Initial erosion-deposition patterns in a sheltered coastal environment: the role of wind, waves, tides and graded sediment

Abstract

Nature-based sandy coastal protection measures are becoming increasingly more important as a sustainable alternative for hard engineering protection works (e.g. dikes, sea walls and breakwaters). Currently, most sandy coastal interventions are sited at open-ocean coastal systems and consist of a uniform sediment mixture (e.g. ‘Sand engine’ at the Holland coast). However, there is also a need for sustainable coastal protection measures in more sheltered coastal environments such as estuaries, deltas and bay-side beaches. In addition, natural coastal systems often consist of a wide range of sediment sizes which can substantially alter the morphodynamic processes. Therefore, it is essential to understand the hydrodynamic and morphodynamic processes to predict the evolution of sheltered coastal interventions with non-uniform sediments.

This study applies the widely used morphodynamic Delft3D model to study the sediment transport dynamics of such a system. The ‘Prins Hendrikzanddijk’ (PHZD), situated on the bay side of the Texel barrier island in the Dutch Wadden Sea, is used as a prototype system for a sheltered coastal intervention with non-uniform sediments. A Delft3D model is set up for the PHZD and the hydrodynamics are extensively calibrated with wave height and velocity data from a 6-week field campaign. The design of the model experiments is twofold: 1) the environmental boundary conditions are systematically varied to identify the role of different drivers (waves, tides, winds) on sediment transport, 2) the number of sediment sizes and initial bed composition is varied to determine the role of graded sediments and the bed composition on sediment transport. In order to model the bed composition changes, a multi-layer bed stratigraphy module is applied.

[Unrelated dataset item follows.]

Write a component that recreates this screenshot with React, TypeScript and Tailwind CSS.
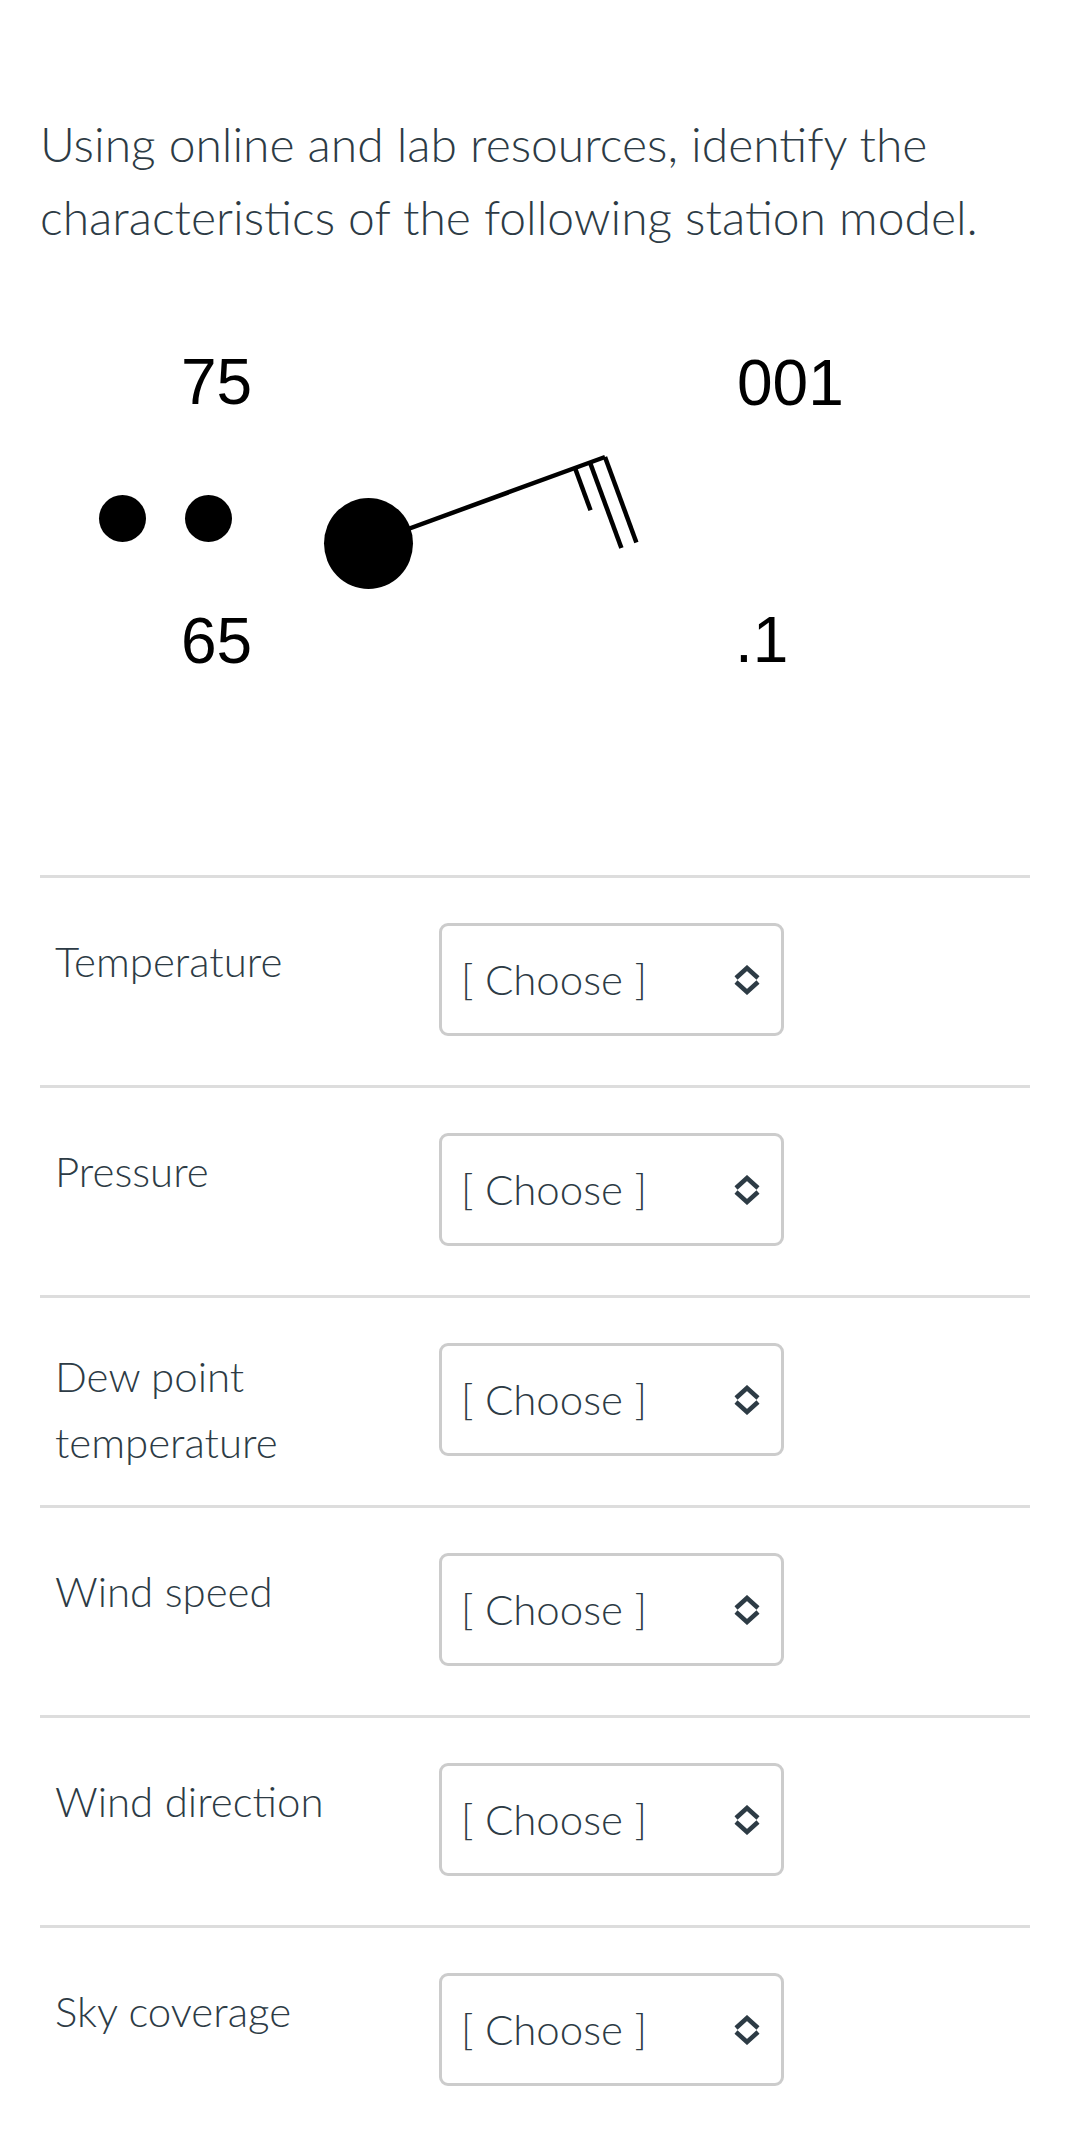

The results show that the sediment transport is a function of the wind velocity, wind direction and the geometry of the basin. During moderate energetic conditions, the orbital wave motion dominates the bed-shear stress. However, for more extreme storm conditions, the wind- and wave-driven currents become increasingly more important. With an increasing number of sediment fractions, the total sediment transport converges towards a larger suspended transport and a smaller bedload transport compared to a single fraction. Furthermore, the process of preferential transport, hiding and exposure effect and bed armoring are modelled by the multi-layer bed stratigraphy. Nevertheless, the hydrodynamic conditions are of greater importance for the bed evolution than the bed composition as there is little difference in bed level changes for an initial fine or a coarse bed composition. In addition, it is shown that the initial vertical bed composition is crucial for bed composition changes. However, the multi-layer bed stratigraphy model threats the sediment transport as diffusive fluxes while the observations show the deposition of discrete layers. Therefore, the model is not able to reproduce the observed vertical sorting.